A propos des attestations d’engagement toujours, les montants avancés par Famara Cissé sont simplement effarants. Il donne quelques exemples. Selon lui, Ecobank pose énormément de soucis à ses clients, et ceux parmi eux qui avaient souscrit à des actions ne parviennent pas à recevoir des dividendes. Une autre banque qui pose problème à ses usagers, c’est la Cbao. Pour quitter la banque, c’est la croix et la bannière. Elle va vous soutirer énormément d’argent. Les montants vont jusqu’à 115 000 francs Cfa. A la SGBS, c’est encore pire. C’est 85 750 francs multiplié par deux. Autrement dit, c’est 175 500 francs. A la Bicis, c’est presque 200 000 francs pour changer de banque. Voilà les genres de pratiques qui ne favorisent pas l’inclusion financière.

Par ailleurs, face à l’échec des banques classiques qui ont du mal à dépasser le seuil des 20% de bancarisation, la Banque centrale a essayé de développer des mesures palliatives. D’abord, dans les années 1990-94, il a été promu la microfinance avec notamment les mutuelles d’épargne. Les résultats n’avaient d’ailleurs pas tardé. ‘’Cela nous a permis de faire un grand bond en avant. Par exemple, au Sénégal, plus de 30% des populations ayant 15 ans et plus détiennent, aujourd’hui, des comptes dans ce secteur de la microfinance. C’est ce qui fait que nous avons un taux de 50% de bancarisation’’. Mais le revers de la médaille est que dans ces institutions de microfinance, les clients souffrent davantage. La mesure de la Bceao ne les concerne pas, alors que les clients sont surtout les couches les moins nanties. Ce qui est une aberration, selon Famara Cissé.

La digitalisation pour booster le taux de bancarisation dans l’espace Uemoa

Aussi, malgré les efforts qui ont été faits, il y a encore une bonne marge qui reste. Et la digitalisation se présente comme un excellent outil pour booster davantage le taux de bancarisation dans l’espace Uemoa. Depuis 2015, d’importants efforts ont été faits dans le domaine des monnaies électroniques. L’objectif, d’après le directeur national, est d’éliminer les distances entre le client et les banques.
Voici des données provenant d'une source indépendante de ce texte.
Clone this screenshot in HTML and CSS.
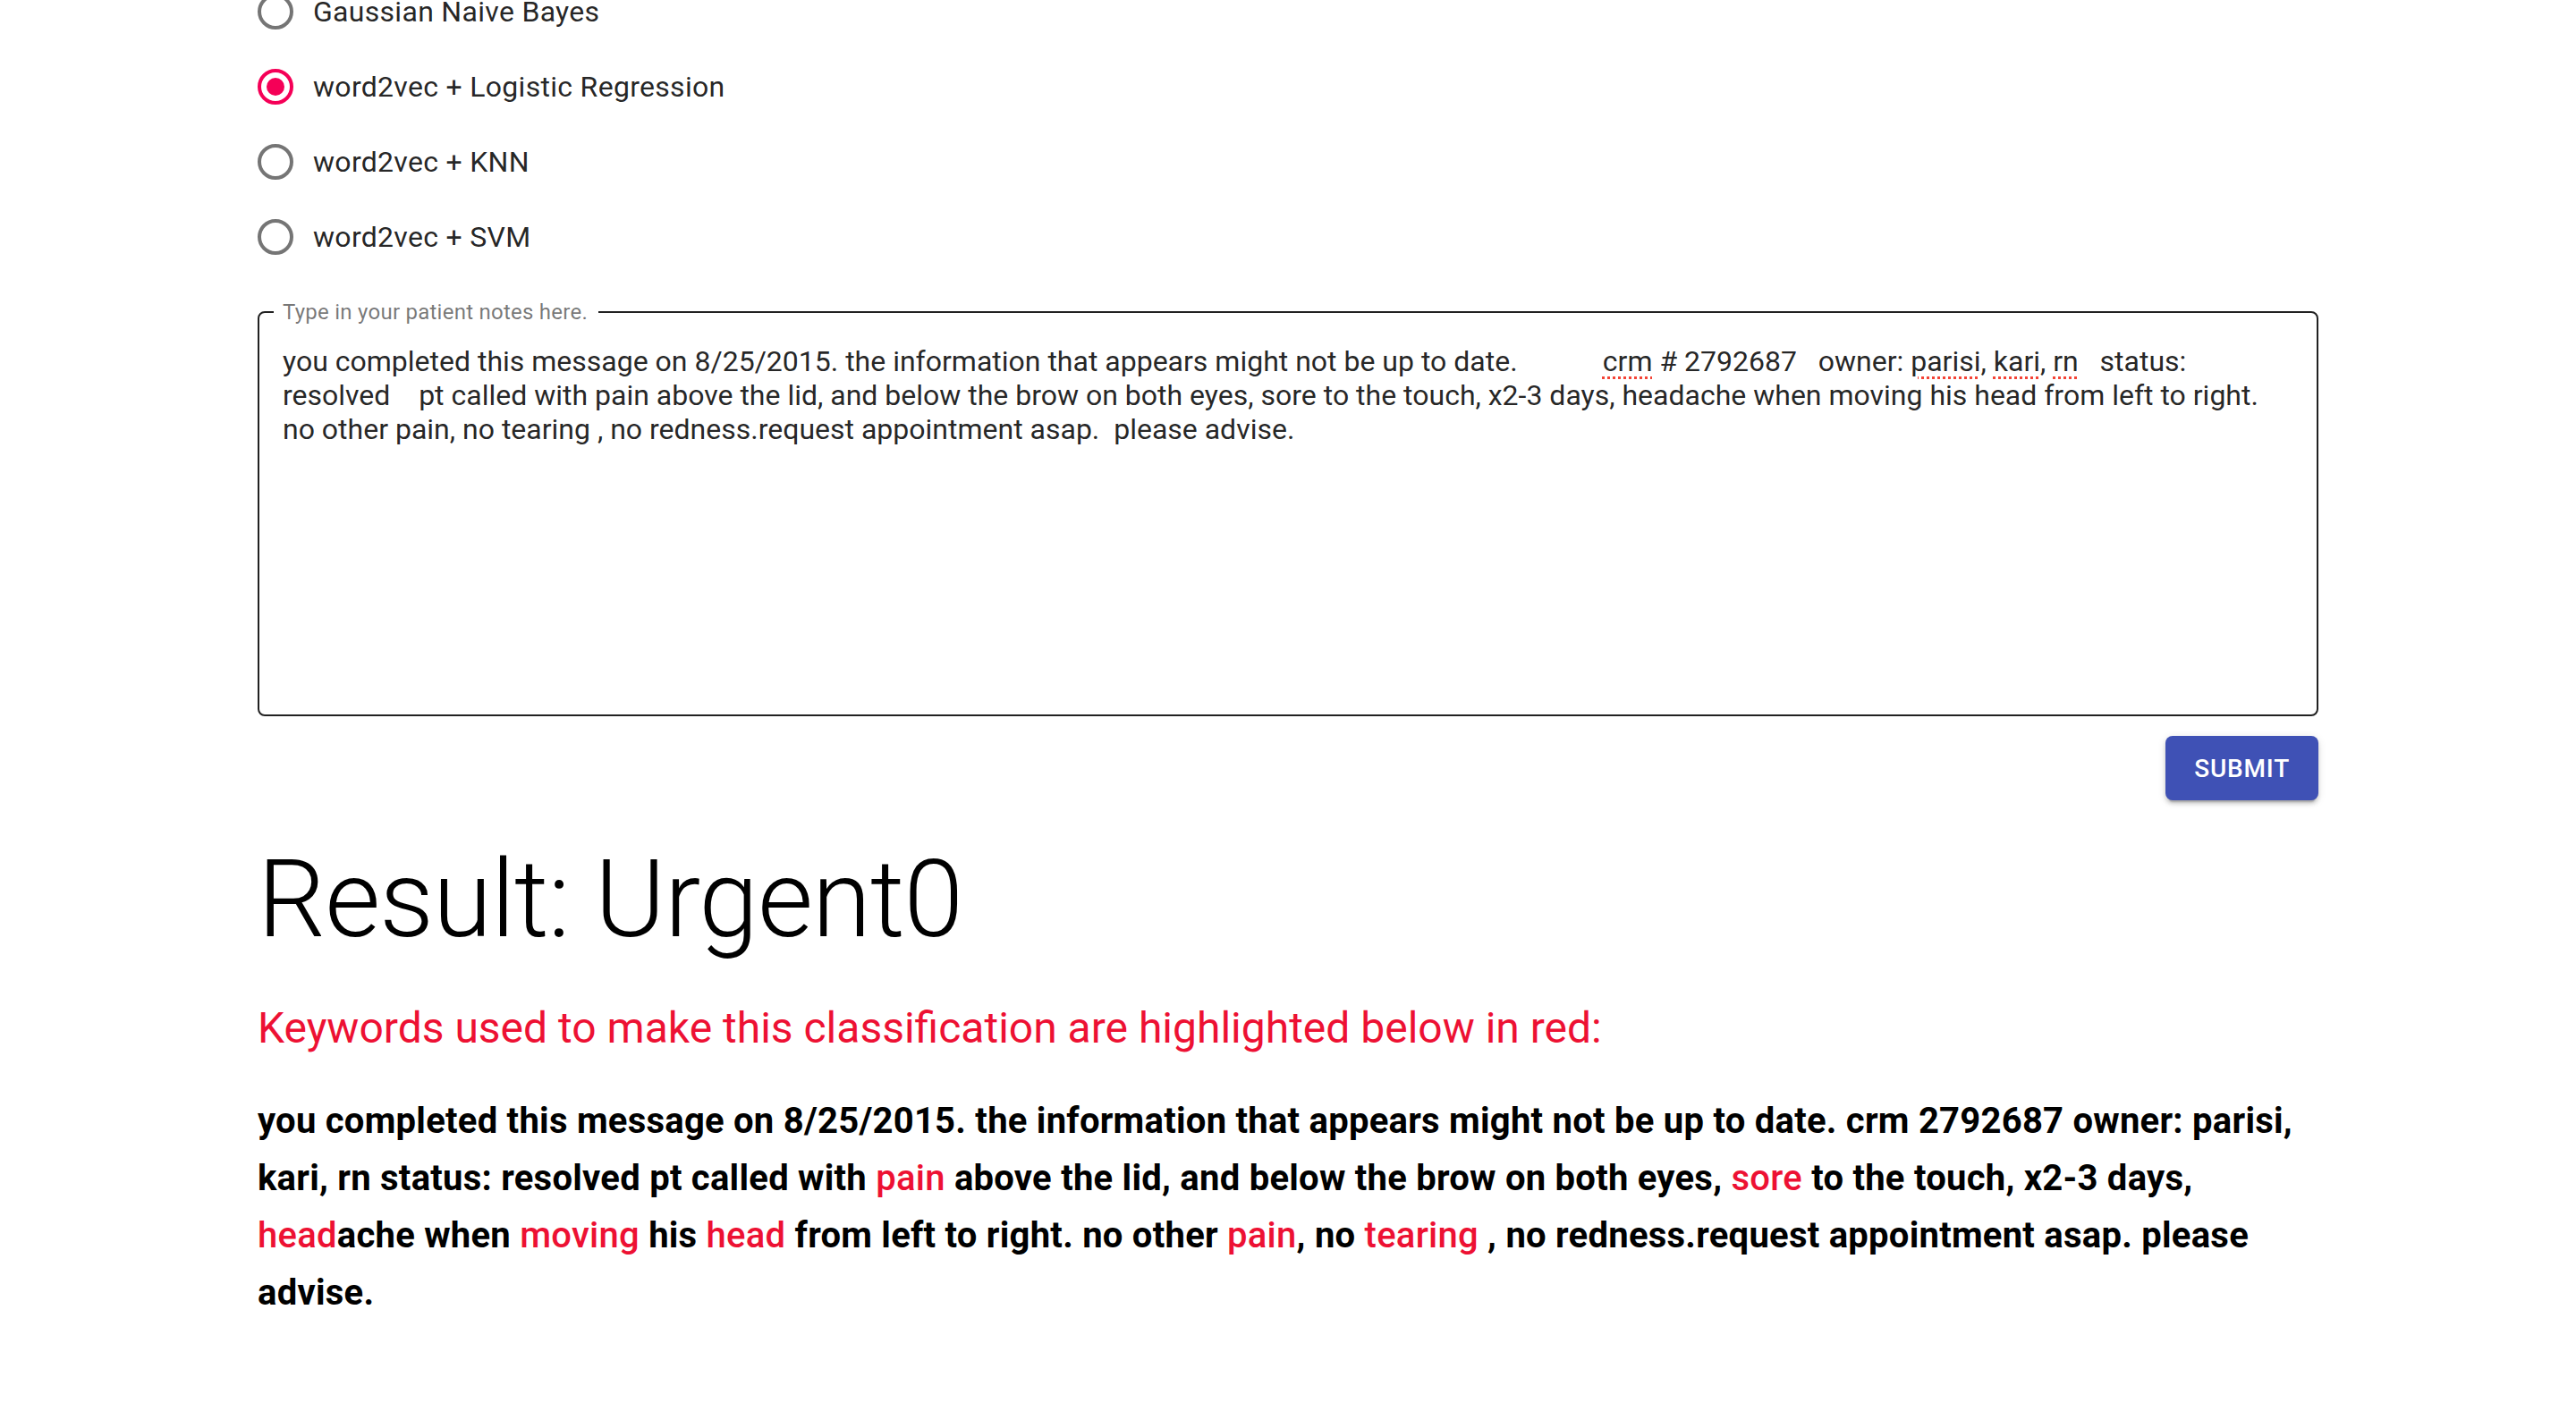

La promotion de ce mécanisme est, selon la Bceao, d’autant plus importante que, plus de 5 millions de Sénégalais détiennent un compte de monnaie électronique, plus de 10 millions ont des portables. ‘’Il faut les amener à ne plus en faire que des instruments de transfert. Un compte, c’est avant tout un moyen de conserver son argent, de l’utiliser en vue de pouvoir obtenir des prêts. Voilà quelques enjeux de la digitalisation’’, souligne l’expert.

Par rapport aux systèmes de transfert et de monnaie électronique qui pullulent comme des champignons, Ahmadou  Al Aminou Lo rassure les usagers quant à leur sécurité et leur contrôle. ‘’Il y a bien sûr un contrôle parce qu’avant de commencer, il faut passer par la Banque centrale qui vérifie le système mis en place. C’est vrai qu’il y a des cybercriminels qui tentent d’escroquer les gens, mais souvent ils passent par les détenteurs des comptes eux-mêmes, non par le système’’, soutient Monsieur Lo.

Rappel des 19 mesures de gratuité

Les 19 mesures de gratuité concernent tout d’abord l’ouverture, le fonctionnement et le suivi de compte. Pour cette catégorie, le règlement de la Bceao mentionne l’ouverture de compte, la délivrance de livret d’épargne, la tenue de compte sur livret d’épargne, la transmission de relevé de compte (une fois par mois), le relevé récapitulatif des frais annuels, le dépôt d’espèces dans la banque du client, quel que soit le guichet (hors acquittement de frais de timbre fiscal)…

Toujours dans cette catégorie, la Bceao exige la gratuité du retrait d’espèces dans la banque du client quel que soit le guichet, à l’exception des opérations par chèques de guichet, la domiciliation de salaire, le changement d’éléments constitutifs du dossier du client, notamment d’identification, la mise en place d’une autorisation de prélèvement (ordre de prélèvement à partir du compte) ou de virement permanent (création du dossier), la clôture de compte.

Ensuite, viennent, selon le règlement de la Bceao, les moyens et opérations de paiement. A cet effet, il y a le retrait auprès d’un guichet automatique (GAB/DAB) de la banque du client, le paiement par carte bancaire au sein de l’UMOA, la consultation de solde et édition du relevé de solde au GAB/DAB dans la banque du client, le virement de compte à compte dans la même banque, l’encaissement de chèques tirés sur une banque de l’Union, ainsi que l’encaissement de virements nationaux, communautaires et internationaux.

Enfin, vient la banque à distance. Dans ce cadre s’inscrit l’exemption de frais dans les avis de débit et de crédit par voie électronique, la consultation et l’édition du solde et de l’historique du compte à travers le GAB/DAB de la banque du client.